Religious queries can yield political insight
One of our standard criticisms at Get Religion is that reporters focus on politics to the exclusion of religion. I wonder if the press grasps the flip side of this notion. By overlooking or underplaying religion, reporters fail to illuminate politics sufficiently. Take this story in The Washington Post. Reporter Jill Drew wrote about Tibetan Buddhist monks who struggle with the forced education campaign instigated by the Chinese government. Drew's story was interesting, informative, and well executed. But by not delving into the beliefs of the monks, she left her readers with questions about the Chinese-Tibet political conflict.
Drew's lede was memorable. She told the story of a Tibetan abbot and the conflict between his religious beliefs and Chinese policy:
Arjia Rinpoche was 47 years old and a senior Tibetan abbot when he first signed a document denouncing the Dalai Lama, Tibetan Buddhism's spiritual leader.
It was 1997, and about 50 Communist Party workers had come to his monastery to conduct what is called a "patriotic education" campaign -- 45 days of instruction in the Chinese version of history and a requirement that all monks sign a document accepting Chinese rule in Tibet and rejecting the Dalai Lama as a "separatist." For many followers, that amounts to painful renunciation of their religion's central figure.
"It was not our wish, not our thought, but we don't have choices," Arjia said. "We have fear."
Such campaigns are now a standard feature of life in Tibetan monasteries and nunneries. They are one of many tools Chinese leaders use to tighten party control of a religion whose charismatic leader, the 72-year-old Dalai Lama, is revered in Tibet, respected around the world and viewed in Beijing as a threat to the party's supremacy.
Drew showed that monks pay a high price for flouting Chinese policy.
monks say those who don't accept China's terms are stripped of their robes and permanently expelled from their monasteries. If they protest, monks say, they can be jailed and tortured.
Arjia, who fled to the United States in 1998, said that fate was well-known to the 700 monks from his community, Kumbum Monastery in Qinghai province on Tibet's border, when they gathered for a final meeting after 45 days of patriotic study.
At this point in the story, I think that Drew should have broached the idea of martyrdom. While nobody wants to be jailed, beaten, or tortured, religious and non-religious figures have braved death to uphold their beliefs. Indeed, there is an old saw about Christianity that "the seeds of the Church began with the blood of the martyrs." So do Tibetan monks believe in dying for their faith? Have they done so? (According to the U.S. State Department, one Tibetan monk likely did.)

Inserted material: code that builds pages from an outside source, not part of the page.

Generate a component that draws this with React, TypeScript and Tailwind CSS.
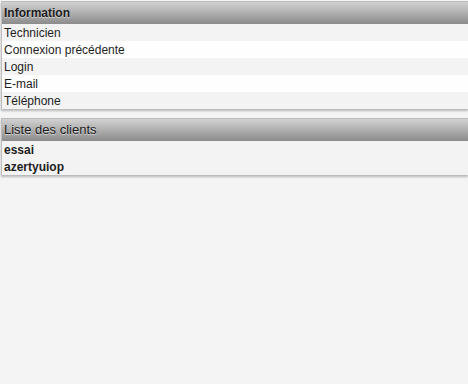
import React from "react";

const infoRows = ["Technicien", "Connexion précédente", "Login", "E-mail", "Téléphone"];
const clients = ["essai", "azertyuiop"];

function PanelHeader({ title, bold }: { title: string; bold?: boolean }) {
  return (
    <div
      className={`flex h-[22px] items-center bg-gradient-to-b from-[#d2d2d2] to-[#8c8c8c] px-[2px] text-[#1c1c1c] [text-shadow:0_1px_1px_rgba(255,255,255,0.6)] ${
        bold ? "text-[12px] font-bold" : "text-[13px] font-normal"
      }`}
    >
      {title}
    </div>
  );
}

export default function App(): React.JSX.Element {
  return (
    <div className="min-h-[384px] w-full bg-[#f4f4f4] pl-[1px] pt-[1px] font-['Liberation_Sans',Arial,sans-serif]">
      <div className="border-l border-t border-[#bdbdbd] shadow-[0_2px_2px_rgba(0,0,0,0.25)]">
        <PanelHeader title="Information" bold />
        {infoRows.map((label, i) => (
          <div
            key={label}
            className={`flex h-[17px] items-center px-[2px] text-[12px] text-[#1e1e1e] ${
              i % 2 === 0 ? "bg-[#f3f3f3]" : "bg-[#fefefe]"
            }`}
          >
            {label}
          </div>
        ))}
      </div>

      <div className="mt-[9px] border-l border-t border-[#bdbdbd] shadow-[0_2px_2px_rgba(0,0,0,0.25)]">
        <PanelHeader title="Liste des clients" />
        <div className="bg-[#f3f3f3]">
          {clients.map((name) => (
            <div key={name} className="flex h-[17px] items-center px-[2px] text-[12px] font-bold text-[#1e1e1e]">
              {name}
            </div>
          ))}
        </div>
      </div>
    </div>
  );
}
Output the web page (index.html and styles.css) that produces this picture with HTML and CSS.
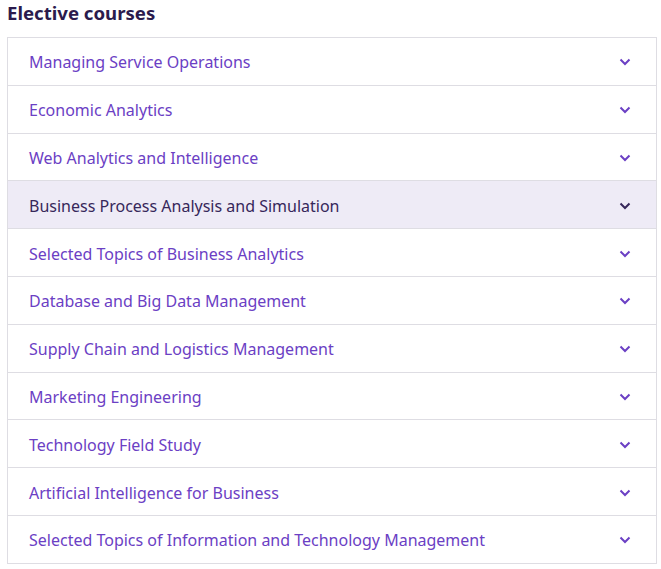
FILE: index.html
```html
<!DOCTYPE html>
<html lang="en">
<head>
<meta charset="utf-8">
<title>Elective courses</title>
<link rel="stylesheet" href="styles.css">
</head>
<body>
<div class="page">
  <h2 class="title">Elective courses</h2>
  <ul class="accordion">
    <li class="item"><span class="label">Managing Service Operations</span><svg class="chev" viewBox="0 0 12 8"><path d="M1.5 1.5 6 6 10.5 1.5"/></svg></li>
    <li class="item"><span class="label">Economic Analytics</span><svg class="chev" viewBox="0 0 12 8"><path d="M1.5 1.5 6 6 10.5 1.5"/></svg></li>
    <li class="item"><span class="label">Web Analytics and Intelligence</span><svg class="chev" viewBox="0 0 12 8"><path d="M1.5 1.5 6 6 10.5 1.5"/></svg></li>
    <li class="item active"><span class="label">Business Process Analysis and Simulation</span><svg class="chev" viewBox="0 0 12 8"><path d="M1.5 1.5 6 6 10.5 1.5"/></svg></li>
    <li class="item"><span class="label">Selected Topics of Business Analytics</span><svg class="chev" viewBox="0 0 12 8"><path d="M1.5 1.5 6 6 10.5 1.5"/></svg></li>
    <li class="item"><span class="label">Database and Big Data Management</span><svg class="chev" viewBox="0 0 12 8"><path d="M1.5 1.5 6 6 10.5 1.5"/></svg></li>
    <li class="item"><span class="label">Supply Chain and Logistics Management</span><svg class="chev" viewBox="0 0 12 8"><path d="M1.5 1.5 6 6 10.5 1.5"/></svg></li>
    <li class="item"><span class="label">Marketing Engineering</span><svg class="chev" viewBox="0 0 12 8"><path d="M1.5 1.5 6 6 10.5 1.5"/></svg></li>
    <li class="item"><span class="label">Technology Field Study</span><svg class="chev" viewBox="0 0 12 8"><path d="M1.5 1.5 6 6 10.5 1.5"/></svg></li>
    <li class="item"><span class="label">Artificial Intelligence for Business</span><svg class="chev" viewBox="0 0 12 8"><path d="M1.5 1.5 6 6 10.5 1.5"/></svg></li>
    <li class="item"><span class="label">Selected Topics of Information and Technology Management</span><svg class="chev" viewBox="0 0 12 8"><path d="M1.5 1.5 6 6 10.5 1.5"/></svg></li>
  </ul>
</div>
</body>
</html>
```
FILE: styles.css
```css
html, body {
  margin: 0;
  padding: 0;
  background: #ffffff;
}
body {
  font-family: "Noto Sans", "Open Sans", sans-serif;
}
.page {
  width: 650px;
  margin-left: 7px;
}
.title {
  margin: 0;
  height: 37px;
  font-size: 18.6px;
  line-height: 25px;
  font-weight: 700;
  color: #2b1b4d;
}
.accordion {
  list-style: none;
  margin: 0;
  padding: 0;
  border: 1px solid #dedde3;
  border-bottom: none;
}
.item {
  display: flex;
  align-items: center;
  justify-content: space-between;
  height: 44.8px;
  padding: 2px 25px 0 21px;
  border-bottom: 1px solid #dedde3;
  color: #6b40c4;
  font-size: 16px;
}
.item.active {
  background: #eeebf6;
  color: #36275a;
}
.chev {
  width: 12px;
  height: 8px;
  fill: none;
  stroke: currentColor;
  stroke-width: 2;
}
```
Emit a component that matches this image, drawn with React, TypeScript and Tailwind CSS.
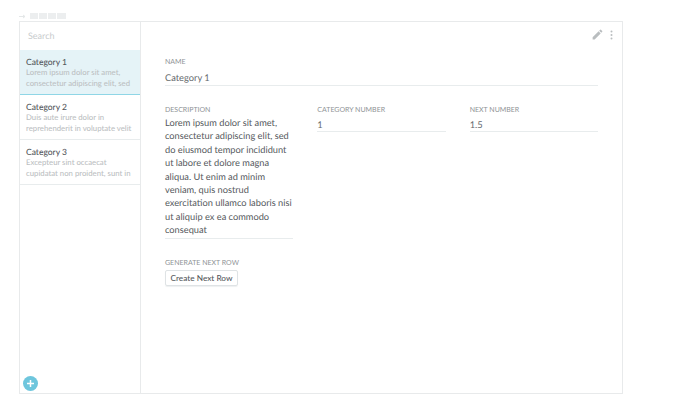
const categories = [
  { title: 'Category 1', text: ['Lorem ipsum dolor sit amet,', 'consectetur adipiscing elit, sed'], active: true },
  { title: 'Category 2', text: ['Duis aute irure dolor in', 'reprehenderit in voluptate velit'], active: false },
  { title: 'Category 3', text: ['Excepteur sint occaecat', 'cupidatat non proident, sunt in'], active: false },
];

const labelClass = 'text-[7px] leading-[10px] text-[#8f9396]';
const valueClass = 'text-[9.3px] leading-[11px] text-[#65696d]';

function Field({ label, value }: { label: string; value: string }) {
  return (
    <div>
      <div className={labelClass}>{label}</div>
      <div className={`mt-[4px] border-b border-[#e8eced] pb-[1px] ${valueClass}`}>{value}</div>
    </div>
  );
}

export default function App() {
  return (
    <div className="h-[419px] w-[689px] bg-white font-['Lato',sans-serif] [text-rendering:geometricPrecision]">
      <div className="ml-[19px] flex h-[21px] items-center gap-[1px] pt-[11px]">
        <svg width="7" height="5" viewBox="0 0 7 5" className="mr-[3px] text-[#e4e7e8]">
          <path d="M0 2.5h6M4 1l2 1.5-2 1.5" fill="none" stroke="currentColor" />
        </svg>
        <span className="h-[6px] w-[8px] bg-[#eceeef]" />
        <span className="h-[6px] w-[8px] bg-[#eceeef]" />
        <span className="h-[6px] w-[8px] bg-[#eceeef]" />
        <span className="h-[6px] w-[9px] bg-[#eceeef]" />
      </div>

      <div className="ml-[19px] flex h-[373px] w-[604px] border border-[#e8eaeb]">
        <aside className="relative flex w-[121px] shrink-0 flex-col border-r border-[#e8eaeb]">
          <div className="flex h-[28px] items-center pl-[8px] text-[9px] text-[#c8cbcd]">Search</div>
          {categories.map((c) => (
            <div
              key={c.title}
              className={`h-[45px] px-[6px] pt-[7px] ${c.active ? 'border-b border-[#8fd6e6] bg-[#e5f3f7]' : 'border-b border-[#e8eced]'}`}
            >
              <div className="text-[8.5px] leading-[10px] font-medium text-[#54585c]">{c.title}</div>
              {c.text.map((line) => (
                <div key={line} className="whitespace-nowrap text-[7.75px] leading-[10.5px] font-medium text-[#bcc0c2]">
                  {line}
                </div>
              ))}
            </div>
          ))}
          <button
            type="button"
            className="absolute bottom-[2px] left-[3px] flex size-[15px] items-center justify-center rounded-full bg-[#6ec6dd]"
          >
            <svg width="9" height="9" viewBox="0 0 9 9">
              <path d="M4.5 1v7M1 4.5h7" stroke="white" strokeWidth="1.5" />
            </svg>
          </button>
        </aside>

        <main className="relative flex-1 pl-[24px] pr-[24px] pt-[35px]">
          <div className="absolute right-[9px] top-[6px] flex items-center gap-[6px]">
            <svg width="13" height="13" viewBox="0 0 24 24" fill="#b9bdbf">
              <path d="M3 17.25V21h3.75L17.81 9.94l-3.75-3.75L3 17.25zM20.71 7.04a1 1 0 0 0 0-1.41l-2.34-2.34a1 1 0 0 0-1.41 0l-1.83 1.83 3.75 3.75 1.83-1.83z" />
            </svg>
            <svg width="3" height="10" viewBox="0 0 3 10" fill="#b9bdbf">
              <circle cx="1.5" cy="1.5" r="1" />
              <circle cx="1.5" cy="5" r="1" />
              <circle cx="1.5" cy="8.5" r="1" />
            </svg>
          </div>

          <div className={labelClass}>NAME</div>
          <div className={`mt-[5px] border-b border-[#e8eced] pb-[2px] ${valueClass}`}>Category 1</div>

          <div className="mt-[19px] grid grid-cols-3 items-start gap-[24px]">
            <div>
              <div className={labelClass}>DESCRIPTION</div>
              <div className="mt-[1px] border-b border-[#e8eced] pb-[1px] text-[9.25px] leading-[13.4px] text-[#55595d]">
                Lorem ipsum dolor sit amet, consectetur adipiscing elit, sed do eiusmod tempor incididunt ut labore et
                dolore magna aliqua. Ut enim ad minim veniam, quis nostrud exercitation ullamco laboris nisi ut aliquip
                ex ea commodo consequat
              </div>
            </div>
            <Field label="CATEGORY NUMBER" value="1" />
            <Field label="NEXT NUMBER" value="1.5" />
          </div>

          <div className={`mt-[19px] ${labelClass}`}>GENERATE NEXT ROW</div>
          <button
            type="button"
            className="mt-[2px] block h-[16px] w-[73px] rounded-[2px] border border-[#dfe3e5] text-[8.25px] leading-none font-medium text-[#54585c] shadow-[0_1px_1px_#eef0f1]"
          >
            Create Next Row
          </button>
        </main>
      </div>
    </div>
  );
}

If monks balked at the forced education campaign and were killed as a result, Tibet's plight would likely receive even more international tension. Think of the seven Buddhist monks in 1963 who set themselves on fire to protest anti-Buddhist policies. Such a state of affairs might well spark more outrage about China's occupation.
Of course, China does not single out Tibetan Buddhists; it clamps down on all religious figures under its aegis. Drew ably pointed this out to her readers:
For the Chinese, the campaigns boil down to a simple loyalty oath.
"The government controls all the religions in China very tightly, such as Taoism, Buddhism and Christianity," said Kang Xiaoguang, a professor of regional economics and politics at Beijing's Renmin University. "The government doesn't only aim at Tibetan Buddhism. On the contrary, it makes greater concessions on Tibetan Buddhism than on other religions."
As they say in academia, this paragraph needed more "unpacking." Besides not specifying which concessions the Chinese make to Tibetan Buddhism, Drew neglected to note why Tibetan Buddhists are fighting Chinese rule than other religions. Is their intransigence related mainly to their religious beliefs? Or is it related more to nationalist sentiment -- the Chinese are unjust occupiers?
Posing these questions and answering them would have served Drew well. She could have highlighted that Tibetan Buddhist monks are the most tenacious fighters against China's policy.
Perhaps I protest too much. Drew is based in Beijing, and she must have struggled to write a story about a closed country such as Tibet. But it's important to keep in mind that in this occupied nation, politics and religion are close cousins.